Every line holding the string "this" should be gathered.

** begin **

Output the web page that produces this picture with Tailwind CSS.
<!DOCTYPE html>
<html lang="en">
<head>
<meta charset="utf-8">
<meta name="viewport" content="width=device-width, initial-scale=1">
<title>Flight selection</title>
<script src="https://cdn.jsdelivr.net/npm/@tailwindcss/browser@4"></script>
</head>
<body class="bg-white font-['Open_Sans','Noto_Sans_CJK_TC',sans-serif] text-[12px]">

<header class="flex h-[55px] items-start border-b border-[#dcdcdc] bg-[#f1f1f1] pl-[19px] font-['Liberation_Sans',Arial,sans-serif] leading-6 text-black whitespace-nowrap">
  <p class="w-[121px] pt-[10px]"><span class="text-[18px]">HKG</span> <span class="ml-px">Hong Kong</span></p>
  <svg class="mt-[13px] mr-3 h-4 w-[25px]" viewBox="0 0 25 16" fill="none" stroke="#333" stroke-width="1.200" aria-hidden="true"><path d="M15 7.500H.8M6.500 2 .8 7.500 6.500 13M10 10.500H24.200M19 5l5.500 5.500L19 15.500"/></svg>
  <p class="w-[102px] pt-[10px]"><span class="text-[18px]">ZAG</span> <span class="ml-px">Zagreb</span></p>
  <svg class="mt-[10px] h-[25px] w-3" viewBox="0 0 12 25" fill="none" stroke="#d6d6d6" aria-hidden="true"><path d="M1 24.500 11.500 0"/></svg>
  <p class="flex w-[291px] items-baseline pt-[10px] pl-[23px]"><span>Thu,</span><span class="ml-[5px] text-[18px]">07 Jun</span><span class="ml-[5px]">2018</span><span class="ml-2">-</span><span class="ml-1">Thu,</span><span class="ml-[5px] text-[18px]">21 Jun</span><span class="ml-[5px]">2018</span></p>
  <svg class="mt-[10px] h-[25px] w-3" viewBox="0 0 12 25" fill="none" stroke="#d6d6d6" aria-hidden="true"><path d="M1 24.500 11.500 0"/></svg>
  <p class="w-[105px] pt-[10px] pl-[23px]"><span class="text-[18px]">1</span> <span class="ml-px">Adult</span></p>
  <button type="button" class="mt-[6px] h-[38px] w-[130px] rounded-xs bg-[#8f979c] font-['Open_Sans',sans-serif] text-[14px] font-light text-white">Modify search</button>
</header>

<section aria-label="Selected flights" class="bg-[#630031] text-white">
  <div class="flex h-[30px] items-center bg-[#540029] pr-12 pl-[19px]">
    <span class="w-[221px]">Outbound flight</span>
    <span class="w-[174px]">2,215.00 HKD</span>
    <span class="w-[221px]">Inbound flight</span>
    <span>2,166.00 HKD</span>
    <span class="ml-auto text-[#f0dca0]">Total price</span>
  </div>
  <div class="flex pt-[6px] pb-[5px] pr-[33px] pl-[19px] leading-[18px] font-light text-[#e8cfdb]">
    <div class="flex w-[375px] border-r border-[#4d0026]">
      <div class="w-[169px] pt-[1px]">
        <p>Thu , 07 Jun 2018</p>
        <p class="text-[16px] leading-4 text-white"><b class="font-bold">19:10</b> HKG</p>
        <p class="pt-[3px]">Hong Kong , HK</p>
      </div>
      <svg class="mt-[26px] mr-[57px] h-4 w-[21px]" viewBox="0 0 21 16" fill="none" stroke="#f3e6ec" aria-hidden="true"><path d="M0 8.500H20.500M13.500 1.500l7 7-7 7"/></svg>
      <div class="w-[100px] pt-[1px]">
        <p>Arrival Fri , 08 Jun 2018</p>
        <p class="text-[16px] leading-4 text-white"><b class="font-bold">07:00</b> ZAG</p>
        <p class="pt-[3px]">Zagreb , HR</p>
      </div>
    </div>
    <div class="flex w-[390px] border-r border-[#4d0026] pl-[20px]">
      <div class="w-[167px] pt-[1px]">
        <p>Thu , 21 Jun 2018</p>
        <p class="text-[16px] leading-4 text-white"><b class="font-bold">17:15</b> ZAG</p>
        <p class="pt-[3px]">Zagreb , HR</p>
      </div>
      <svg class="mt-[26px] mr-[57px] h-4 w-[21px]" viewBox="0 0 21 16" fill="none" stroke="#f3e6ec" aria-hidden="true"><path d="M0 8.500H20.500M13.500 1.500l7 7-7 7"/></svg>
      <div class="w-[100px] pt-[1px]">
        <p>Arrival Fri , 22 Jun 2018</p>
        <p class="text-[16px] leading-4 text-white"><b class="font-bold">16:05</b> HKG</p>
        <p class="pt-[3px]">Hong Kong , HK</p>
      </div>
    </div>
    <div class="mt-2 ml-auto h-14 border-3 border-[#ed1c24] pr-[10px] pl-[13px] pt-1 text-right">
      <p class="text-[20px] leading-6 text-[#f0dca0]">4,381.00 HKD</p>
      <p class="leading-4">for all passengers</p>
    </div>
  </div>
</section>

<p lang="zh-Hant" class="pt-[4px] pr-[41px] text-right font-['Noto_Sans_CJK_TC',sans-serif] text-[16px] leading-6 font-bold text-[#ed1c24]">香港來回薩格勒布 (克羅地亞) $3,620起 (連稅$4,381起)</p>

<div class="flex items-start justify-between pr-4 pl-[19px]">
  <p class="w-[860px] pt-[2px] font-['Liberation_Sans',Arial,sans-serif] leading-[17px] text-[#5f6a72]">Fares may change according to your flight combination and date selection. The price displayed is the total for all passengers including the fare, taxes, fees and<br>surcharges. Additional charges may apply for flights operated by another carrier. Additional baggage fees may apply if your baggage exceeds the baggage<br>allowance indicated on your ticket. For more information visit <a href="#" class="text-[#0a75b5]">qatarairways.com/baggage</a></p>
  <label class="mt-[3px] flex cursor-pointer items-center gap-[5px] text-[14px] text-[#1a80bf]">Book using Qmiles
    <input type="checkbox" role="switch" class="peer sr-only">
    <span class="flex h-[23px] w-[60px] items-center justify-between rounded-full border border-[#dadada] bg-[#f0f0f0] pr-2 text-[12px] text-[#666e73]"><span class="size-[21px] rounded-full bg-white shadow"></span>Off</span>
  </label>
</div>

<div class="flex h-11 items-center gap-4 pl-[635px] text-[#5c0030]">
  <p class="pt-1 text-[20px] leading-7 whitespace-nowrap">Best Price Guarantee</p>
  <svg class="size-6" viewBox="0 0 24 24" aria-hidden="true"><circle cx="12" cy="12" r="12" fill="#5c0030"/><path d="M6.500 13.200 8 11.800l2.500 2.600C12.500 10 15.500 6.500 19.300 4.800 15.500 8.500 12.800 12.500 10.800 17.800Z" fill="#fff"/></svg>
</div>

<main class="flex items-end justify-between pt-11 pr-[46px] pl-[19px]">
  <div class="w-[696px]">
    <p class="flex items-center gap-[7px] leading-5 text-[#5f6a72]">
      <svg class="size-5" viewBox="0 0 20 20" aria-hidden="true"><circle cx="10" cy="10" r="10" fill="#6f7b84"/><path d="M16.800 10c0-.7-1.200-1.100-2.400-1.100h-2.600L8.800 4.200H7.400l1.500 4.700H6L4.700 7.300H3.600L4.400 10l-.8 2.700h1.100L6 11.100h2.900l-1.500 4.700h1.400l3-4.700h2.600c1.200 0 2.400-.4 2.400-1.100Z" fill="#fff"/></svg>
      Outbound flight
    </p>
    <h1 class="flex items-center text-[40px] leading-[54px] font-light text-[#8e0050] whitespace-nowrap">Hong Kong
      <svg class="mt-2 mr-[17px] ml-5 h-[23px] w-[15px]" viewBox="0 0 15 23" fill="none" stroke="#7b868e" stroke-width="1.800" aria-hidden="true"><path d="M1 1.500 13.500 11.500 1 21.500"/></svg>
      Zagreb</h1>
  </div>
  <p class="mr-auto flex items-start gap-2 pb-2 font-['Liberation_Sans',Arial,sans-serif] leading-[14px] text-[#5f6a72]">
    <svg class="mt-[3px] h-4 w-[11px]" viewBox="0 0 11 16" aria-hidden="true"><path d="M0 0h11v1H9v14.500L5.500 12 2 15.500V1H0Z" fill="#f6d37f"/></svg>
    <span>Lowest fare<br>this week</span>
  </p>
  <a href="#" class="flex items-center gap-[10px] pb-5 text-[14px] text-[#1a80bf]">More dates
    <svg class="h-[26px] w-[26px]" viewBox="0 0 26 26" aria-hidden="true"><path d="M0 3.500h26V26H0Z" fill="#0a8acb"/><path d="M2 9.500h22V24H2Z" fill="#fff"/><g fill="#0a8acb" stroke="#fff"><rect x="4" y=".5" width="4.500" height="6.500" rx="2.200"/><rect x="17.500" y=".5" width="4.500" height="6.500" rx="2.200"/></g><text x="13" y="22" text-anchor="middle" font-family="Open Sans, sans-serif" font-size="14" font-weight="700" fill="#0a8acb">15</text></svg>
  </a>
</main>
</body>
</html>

** end **

# Correct output:
Output the web page that produces this picture with Tailwind CSS.
    <span>Lowest fare<br>this week</span>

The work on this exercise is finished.